++++ MATERIAL FOR THIS TASK ++++

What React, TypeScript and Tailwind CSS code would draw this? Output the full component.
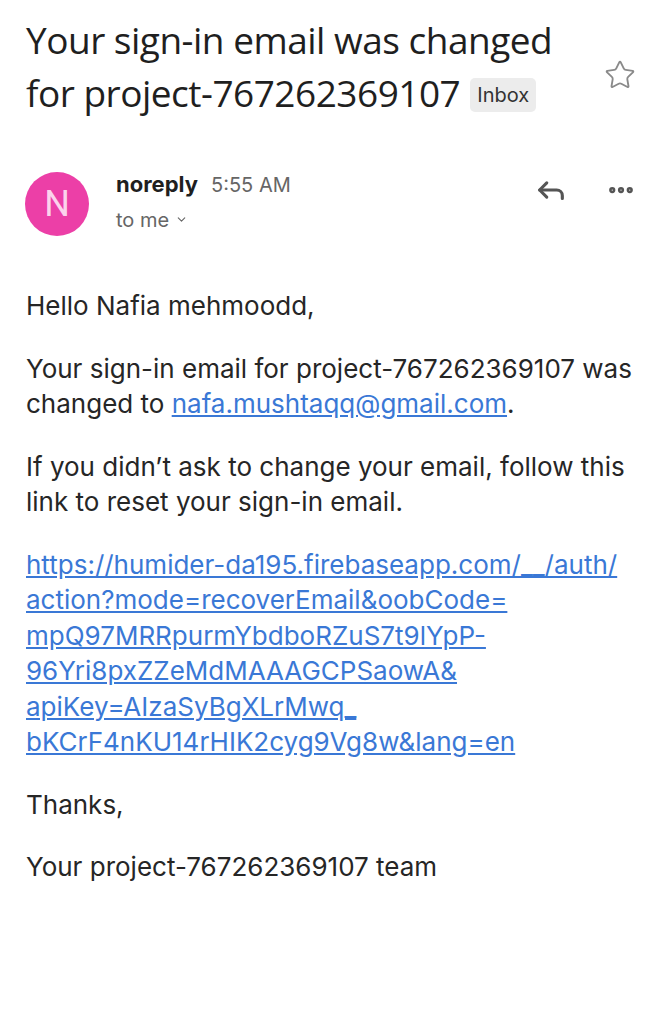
import { Star, Reply, MoreHorizontal, ChevronDown } from "lucide-react"

const url =
  "https://humider-da195.firebaseapp.com/__/auth/action?mode=recoverEmail&oobCode=mpQ97MRRpurmYbdboRZuS7t9lYpP-96Yri8pxZZeMdMAAAGCPSaowA&apiKey=AIzaSyBgXLrMwq_bKCrF4nKU14rHIK2cyg9Vg8w&lang=en"

const urlLines = [
  "https://humider-da195.firebaseapp.com/__/auth/",
  "action?mode=recoverEmail&oobCode=",
  "mpQ97MRRpurmYbdboRZuS7t9lYpP-",
  "96Yri8pxZZeMdMAAAGCPSaowA&",
  "apiKey=AIzaSyBgXLrMwq_",
  "bKCrF4nKU14rHIK2cyg9Vg8w&lang=en",
]

export default function App() {
  return (
    <div className="w-[666px] h-[1024px] bg-white overflow-hidden font-['Inter',sans-serif] text-[#222]">
      {/* Subject */}
      <div className="flex pl-[26px] pr-[30px] pt-[13px]">
        <h1 className="flex-1 text-[37px] leading-[53px] text-[#1f1f1f] font-['Open_Sans',sans-serif] tracking-[-0.5px]">
          Your sign-in email was changed
          <br />
          for project-767262369107
          <span className="inline-block align-[5px] ml-[10px] px-[7px] h-[34px] leading-[34px] rounded-[5px] bg-[#ececec] text-[20px] text-[#333] font-['Inter',sans-serif] tracking-normal">
            Inbox
          </span>
        </h1>
        <Star className="mt-[46px] w-[32px] h-[32px] text-[#8a8a8a]" strokeWidth={1.4} />
      </div>

      {/* Sender row */}
      <div className="flex items-center pl-[25px] pr-[30px] mt-[53px]">
        <div className="w-[64px] h-[64px] rounded-full bg-[#ec3fa7] flex items-center justify-center text-[36px] text-[#fbd3ec] font-['Roboto',sans-serif]">
          N
        </div>
        <div className="flex-1 ml-[27px] -mt-[6px]">
          <div className="flex items-baseline gap-[13px]">
            <span className="text-[22px] font-bold text-[#1f1f1f]">noreply</span>
            <span className="text-[20px] text-[#666]">5:55 AM</span>
          </div>
          <div className="flex items-center gap-[6px] mt-[4px] text-[20px] text-[#666]">
            to me
            <ChevronDown className="w-[13px] h-[13px]" strokeWidth={2} />
          </div>
        </div>
        <div className="flex items-center gap-[38px] -mt-[28px]">
          <Reply className="w-[34px] h-[34px] text-[#555]" strokeWidth={2.2} />
          <MoreHorizontal className="w-[30px] h-[30px] text-[#555]" strokeWidth={3} />
        </div>
      </div>

      {/* Body */}
      <div className="pl-[26px] pr-[16px] mt-[52px] text-[26px] leading-[35.5px] text-[#262626] flex flex-col gap-[27px]">
        <p>Hello Nafia mehmoodd,</p>
        <p>
          Your sign-in email for project-767262369107 was changed to{" "}
          <a href="mailto:nafa.mushtaqq@gmail.com" className="text-[#3a78d6] underline">
            nafa.mushtaqq@gmail.com
          </a>
          .
        </p>
        <p>
          If you didn’t ask to change your email, follow this
          <br />
          link to reset your sign-in email.
        </p>
        <a href={url} className="text-[#3a78d6] underline flex flex-col">
          {urlLines.map((l) => (
            <span key={l}>{l}</span>
          ))}
        </a>
        <p>Thanks,</p>
        <p>Your project-767262369107 team</p>
      </div>
    </div>
  )
}
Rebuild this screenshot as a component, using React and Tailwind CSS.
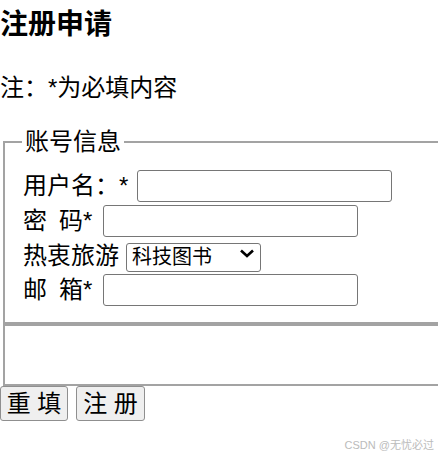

++++

■ **TASK DETAILS**: Reproduce all entries exactly. Pictures do not belong in the copy.

■ **OUTPUT BELOW**:
What React, TypeScript and Tailwind CSS code would draw this? Output the full component.
import { Star, Reply, MoreHorizontal, ChevronDown } from "lucide-react"

const url =
  "https://humider-da195.firebaseapp.com/__/auth/action?mode=recoverEmail&oobCode=mpQ97MRRpurmYbdboRZuS7t9lYpP-96Yri8pxZZeMdMAAAGCPSaowA&apiKey=AIzaSyBgXLrMwq_bKCrF4nKU14rHIK2cyg9Vg8w&lang=en"

const urlLines = [
  "https://humider-da195.firebaseapp.com/__/auth/",
  "action?mode=recoverEmail&oobCode=",
  "mpQ97MRRpurmYbdboRZuS7t9lYpP-",
  "96Yri8pxZZeMdMAAAGCPSaowA&",
  "apiKey=AIzaSyBgXLrMwq_",
  "bKCrF4nKU14rHIK2cyg9Vg8w&lang=en",
]

export default function App() {
  return (
    <div className="w-[666px] h-[1024px] bg-white overflow-hidden font-['Inter',sans-serif] text-[#222]">
      {/* Subject */}
      <div className="flex pl-[26px] pr-[30px] pt-[13px]">
        <h1 className="flex-1 text-[37px] leading-[53px] text-[#1f1f1f] font-['Open_Sans',sans-serif] tracking-[-0.5px]">
          Your sign-in email was changed
          <br />
          for project-767262369107
          <span className="inline-block align-[5px] ml-[10px] px-[7px] h-[34px] leading-[34px] rounded-[5px] bg-[#ececec] text-[20px] text-[#333] font-['Inter',sans-serif] tracking-normal">
            Inbox
          </span>
        </h1>
        <Star className="mt-[46px] w-[32px] h-[32px] text-[#8a8a8a]" strokeWidth={1.4} />
      </div>

      {/* Sender row */}
      <div className="flex items-center pl-[25px] pr-[30px] mt-[53px]">
        <div className="w-[64px] h-[64px] rounded-full bg-[#ec3fa7] flex items-center justify-center text-[36px] text-[#fbd3ec] font-['Roboto',sans-serif]">
          N
        </div>
        <div className="flex-1 ml-[27px] -mt-[6px]">
          <div className="flex items-baseline gap-[13px]">
            <span className="text-[22px] font-bold text-[#1f1f1f]">noreply</span>
            <span className="text-[20px] text-[#666]">5:55 AM</span>
          </div>
          <div className="flex items-center gap-[6px] mt-[4px] text-[20px] text-[#666]">
            to me
            <ChevronDown className="w-[13px] h-[13px]" strokeWidth={2} />
          </div>
        </div>
        <div className="flex items-center gap-[38px] -mt-[28px]">
          <Reply className="w-[34px] h-[34px] text-[#555]" strokeWidth={2.2} />
          <MoreHorizontal className="w-[30px] h-[30px] text-[#555]" strokeWidth={3} />
        </div>
      </div>

      {/* Body */}
      <div className="pl-[26px] pr-[16px] mt-[52px] text-[26px] leading-[35.5px] text-[#262626] flex flex-col gap-[27px]">
        <p>Hello Nafia mehmoodd,</p>
        <p>
          Your sign-in email for project-767262369107 was changed to{" "}
          <a href="mailto:nafa.mushtaqq@gmail.com" className="text-[#3a78d6] underline">
            nafa.mushtaqq@gmail.com
          </a>
          .
        </p>
        <p>
          If you didn’t ask to change your email, follow this
          <br />
          link to reset your sign-in email.
        </p>
        <a href={url} className="text-[#3a78d6] underline flex flex-col">
          {urlLines.map((l) => (
            <span key={l}>{l}</span>
          ))}
        </a>
        <p>Thanks,</p>
        <p>Your project-767262369107 team</p>
      </div>
    </div>
  )
}
Rebuild this screenshot as a component, using React and Tailwind CSS.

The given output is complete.